WRITTEN TASK → Identify all lines in the listing that include the word "this", and copy them out.

--- BEGIN ITEMS ---

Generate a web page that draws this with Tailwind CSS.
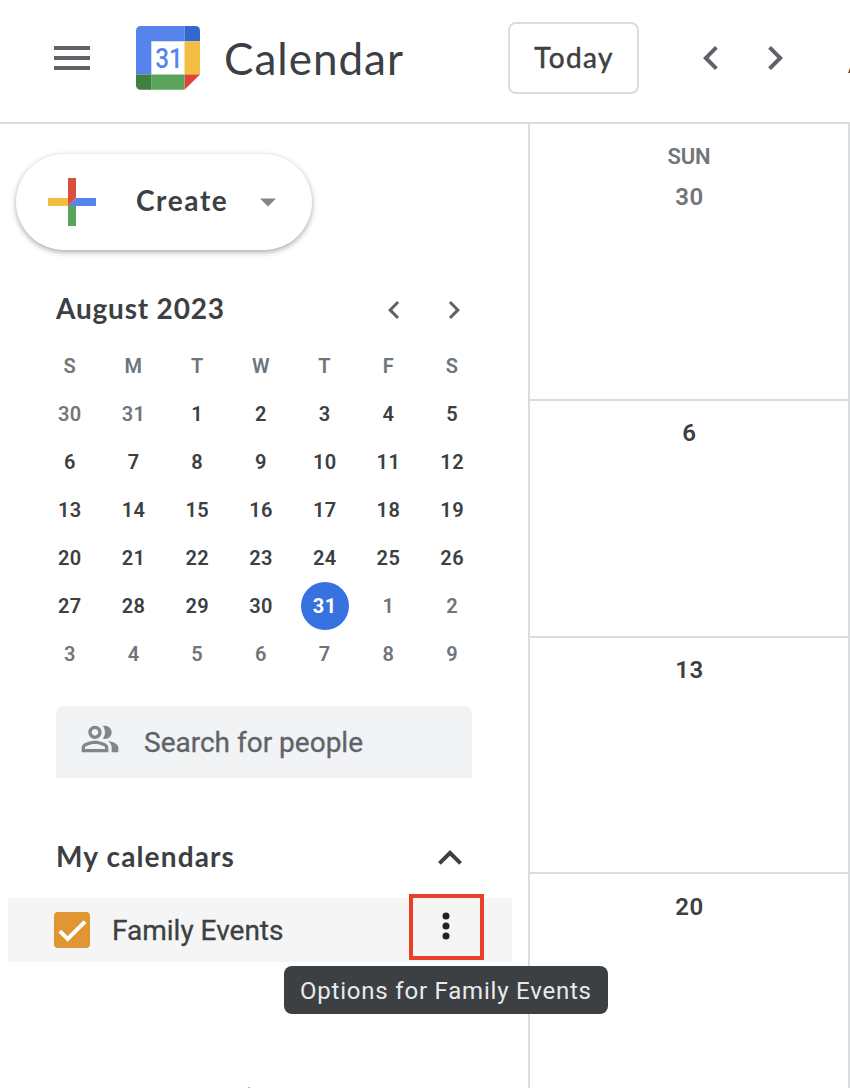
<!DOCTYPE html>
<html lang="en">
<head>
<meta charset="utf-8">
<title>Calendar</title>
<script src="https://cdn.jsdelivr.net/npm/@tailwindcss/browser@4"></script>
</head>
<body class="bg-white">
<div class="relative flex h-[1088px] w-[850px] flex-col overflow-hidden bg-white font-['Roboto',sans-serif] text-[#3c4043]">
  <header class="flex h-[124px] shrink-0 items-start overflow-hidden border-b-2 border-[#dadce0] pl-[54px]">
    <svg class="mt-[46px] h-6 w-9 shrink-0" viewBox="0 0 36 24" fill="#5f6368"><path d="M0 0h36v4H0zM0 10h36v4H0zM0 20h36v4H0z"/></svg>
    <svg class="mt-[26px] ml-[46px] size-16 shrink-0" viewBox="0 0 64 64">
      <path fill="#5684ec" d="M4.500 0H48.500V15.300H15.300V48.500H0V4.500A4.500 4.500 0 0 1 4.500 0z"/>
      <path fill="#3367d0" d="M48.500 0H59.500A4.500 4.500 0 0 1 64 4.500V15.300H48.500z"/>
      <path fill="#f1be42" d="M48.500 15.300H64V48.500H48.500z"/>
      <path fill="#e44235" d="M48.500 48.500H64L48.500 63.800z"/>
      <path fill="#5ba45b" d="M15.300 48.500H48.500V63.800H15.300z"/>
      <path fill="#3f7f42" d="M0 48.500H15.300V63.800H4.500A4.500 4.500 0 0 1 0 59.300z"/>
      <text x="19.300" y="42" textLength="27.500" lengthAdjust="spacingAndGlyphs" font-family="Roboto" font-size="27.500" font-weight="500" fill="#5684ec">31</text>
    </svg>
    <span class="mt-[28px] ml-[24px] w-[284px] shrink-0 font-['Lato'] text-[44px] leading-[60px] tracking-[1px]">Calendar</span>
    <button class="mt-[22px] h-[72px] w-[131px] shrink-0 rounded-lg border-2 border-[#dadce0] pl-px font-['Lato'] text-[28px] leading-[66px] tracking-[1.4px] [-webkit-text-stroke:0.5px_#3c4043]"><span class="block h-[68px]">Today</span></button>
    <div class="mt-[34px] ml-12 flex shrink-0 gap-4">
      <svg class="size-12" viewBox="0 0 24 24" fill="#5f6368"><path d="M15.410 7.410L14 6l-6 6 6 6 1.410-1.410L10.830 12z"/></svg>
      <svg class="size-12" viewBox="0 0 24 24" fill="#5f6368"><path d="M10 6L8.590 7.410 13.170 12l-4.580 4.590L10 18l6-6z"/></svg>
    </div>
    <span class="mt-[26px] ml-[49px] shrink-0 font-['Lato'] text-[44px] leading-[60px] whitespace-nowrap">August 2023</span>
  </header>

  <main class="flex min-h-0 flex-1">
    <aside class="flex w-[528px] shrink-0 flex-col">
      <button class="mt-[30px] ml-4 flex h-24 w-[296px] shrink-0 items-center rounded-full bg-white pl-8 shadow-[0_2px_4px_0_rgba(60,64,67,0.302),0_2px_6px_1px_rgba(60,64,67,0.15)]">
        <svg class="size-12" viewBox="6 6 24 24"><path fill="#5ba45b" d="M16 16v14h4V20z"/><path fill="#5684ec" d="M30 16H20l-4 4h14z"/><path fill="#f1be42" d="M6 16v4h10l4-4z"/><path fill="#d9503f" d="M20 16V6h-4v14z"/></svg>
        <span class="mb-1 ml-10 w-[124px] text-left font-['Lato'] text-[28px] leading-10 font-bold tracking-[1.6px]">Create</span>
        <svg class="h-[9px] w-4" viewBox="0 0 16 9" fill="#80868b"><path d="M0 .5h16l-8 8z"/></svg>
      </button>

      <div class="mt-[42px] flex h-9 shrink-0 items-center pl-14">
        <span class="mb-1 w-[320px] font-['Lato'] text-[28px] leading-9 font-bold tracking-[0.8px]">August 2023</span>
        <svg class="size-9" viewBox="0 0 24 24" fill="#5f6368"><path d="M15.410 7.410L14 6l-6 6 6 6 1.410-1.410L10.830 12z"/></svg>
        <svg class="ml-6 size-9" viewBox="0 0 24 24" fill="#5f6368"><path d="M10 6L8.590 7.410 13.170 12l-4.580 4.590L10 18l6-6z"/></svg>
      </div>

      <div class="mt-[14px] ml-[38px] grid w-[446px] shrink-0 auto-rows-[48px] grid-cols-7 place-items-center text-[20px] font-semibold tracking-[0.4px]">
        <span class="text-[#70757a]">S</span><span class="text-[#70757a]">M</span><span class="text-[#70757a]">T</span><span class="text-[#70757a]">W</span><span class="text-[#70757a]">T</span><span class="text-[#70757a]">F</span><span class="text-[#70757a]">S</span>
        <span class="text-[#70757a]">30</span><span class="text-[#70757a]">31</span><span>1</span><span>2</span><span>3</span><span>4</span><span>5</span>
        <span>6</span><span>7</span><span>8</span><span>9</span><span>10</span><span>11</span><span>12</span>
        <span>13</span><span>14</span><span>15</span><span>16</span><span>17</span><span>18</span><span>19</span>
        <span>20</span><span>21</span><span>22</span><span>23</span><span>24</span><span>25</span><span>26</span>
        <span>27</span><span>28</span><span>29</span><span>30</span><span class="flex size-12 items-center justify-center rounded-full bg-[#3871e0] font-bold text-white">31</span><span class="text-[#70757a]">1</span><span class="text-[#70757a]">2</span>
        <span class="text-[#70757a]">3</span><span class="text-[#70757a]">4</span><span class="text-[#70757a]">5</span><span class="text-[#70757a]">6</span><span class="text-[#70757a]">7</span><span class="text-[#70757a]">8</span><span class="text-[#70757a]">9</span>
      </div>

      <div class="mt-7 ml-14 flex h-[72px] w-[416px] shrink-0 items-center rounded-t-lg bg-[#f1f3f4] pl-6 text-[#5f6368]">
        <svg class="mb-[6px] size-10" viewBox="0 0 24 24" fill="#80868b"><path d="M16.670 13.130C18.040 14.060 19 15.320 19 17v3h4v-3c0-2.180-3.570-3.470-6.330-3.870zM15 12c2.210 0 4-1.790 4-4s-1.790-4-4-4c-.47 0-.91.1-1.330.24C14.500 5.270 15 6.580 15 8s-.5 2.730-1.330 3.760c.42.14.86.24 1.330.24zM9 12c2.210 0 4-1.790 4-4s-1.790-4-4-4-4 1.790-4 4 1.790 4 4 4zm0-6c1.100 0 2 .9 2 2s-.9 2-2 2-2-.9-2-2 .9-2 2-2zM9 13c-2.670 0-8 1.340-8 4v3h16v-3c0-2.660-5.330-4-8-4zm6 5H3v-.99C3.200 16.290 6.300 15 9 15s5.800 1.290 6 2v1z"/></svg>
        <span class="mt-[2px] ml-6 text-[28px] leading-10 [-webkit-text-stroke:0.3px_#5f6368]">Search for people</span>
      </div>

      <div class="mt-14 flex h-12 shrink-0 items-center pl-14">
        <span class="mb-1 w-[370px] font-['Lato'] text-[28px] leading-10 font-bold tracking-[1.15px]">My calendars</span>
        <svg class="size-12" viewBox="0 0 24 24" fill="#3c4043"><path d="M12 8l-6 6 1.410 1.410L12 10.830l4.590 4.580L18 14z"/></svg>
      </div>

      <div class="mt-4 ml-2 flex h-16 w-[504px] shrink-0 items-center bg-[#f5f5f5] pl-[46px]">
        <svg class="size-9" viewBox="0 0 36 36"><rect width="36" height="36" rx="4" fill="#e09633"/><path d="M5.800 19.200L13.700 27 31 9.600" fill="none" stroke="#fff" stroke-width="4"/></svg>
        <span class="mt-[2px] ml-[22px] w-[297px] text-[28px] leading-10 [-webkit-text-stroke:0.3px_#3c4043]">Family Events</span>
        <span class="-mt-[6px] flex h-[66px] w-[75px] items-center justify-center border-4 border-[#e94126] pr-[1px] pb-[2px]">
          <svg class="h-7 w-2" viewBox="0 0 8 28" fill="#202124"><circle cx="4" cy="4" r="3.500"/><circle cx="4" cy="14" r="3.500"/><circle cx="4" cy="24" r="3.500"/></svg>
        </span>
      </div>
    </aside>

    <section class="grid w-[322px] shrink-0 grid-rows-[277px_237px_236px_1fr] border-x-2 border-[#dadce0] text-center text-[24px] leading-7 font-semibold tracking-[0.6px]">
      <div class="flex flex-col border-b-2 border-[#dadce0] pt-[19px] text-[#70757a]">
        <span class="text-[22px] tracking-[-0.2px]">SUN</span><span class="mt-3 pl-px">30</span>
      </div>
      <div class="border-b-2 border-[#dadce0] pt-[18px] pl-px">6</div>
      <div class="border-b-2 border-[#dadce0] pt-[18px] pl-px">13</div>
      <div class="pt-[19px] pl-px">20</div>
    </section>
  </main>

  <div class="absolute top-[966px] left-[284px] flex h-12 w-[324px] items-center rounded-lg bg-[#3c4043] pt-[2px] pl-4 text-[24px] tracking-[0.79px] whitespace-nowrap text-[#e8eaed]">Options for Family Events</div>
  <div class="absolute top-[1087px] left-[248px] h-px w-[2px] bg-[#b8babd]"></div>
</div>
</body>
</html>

--- END ITEMS ---
--- BEGIN ITEMS ---

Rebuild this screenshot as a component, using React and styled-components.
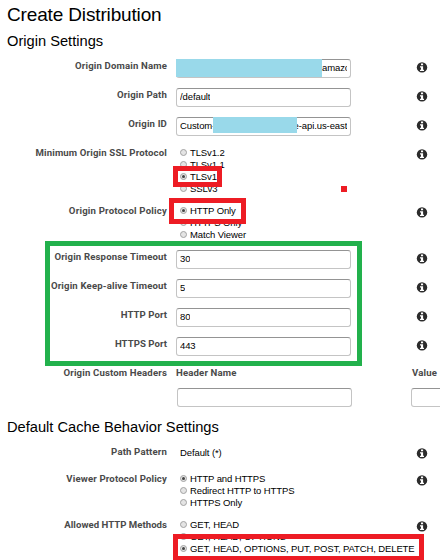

--- END ITEMS ---
--- BEGIN ITEMS ---

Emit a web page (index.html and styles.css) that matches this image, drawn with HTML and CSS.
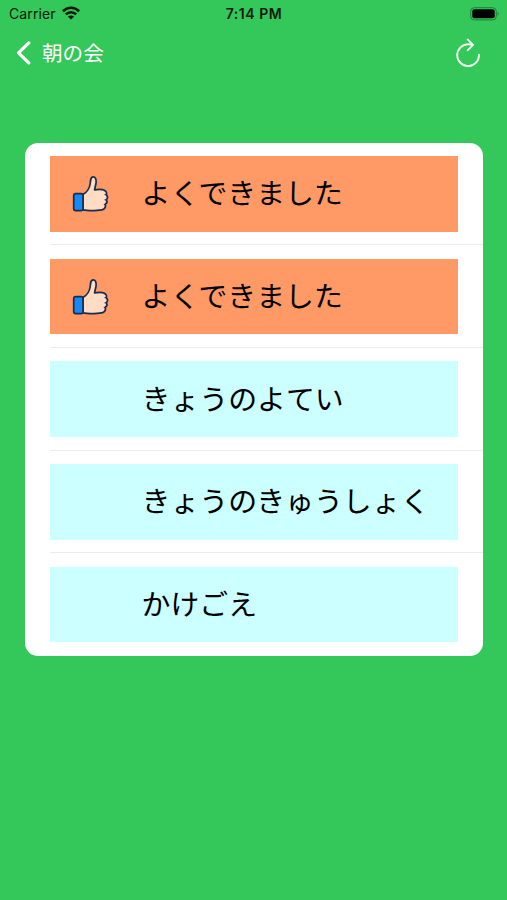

--- END ITEMS ---

SOLUTION TO THE PROBLEM →
Generate a web page that draws this with Tailwind CSS.
Rebuild this screenshot as a component, using React and styled-components.
Emit a web page (index.html and styles.css) that matches this image, drawn with HTML and CSS.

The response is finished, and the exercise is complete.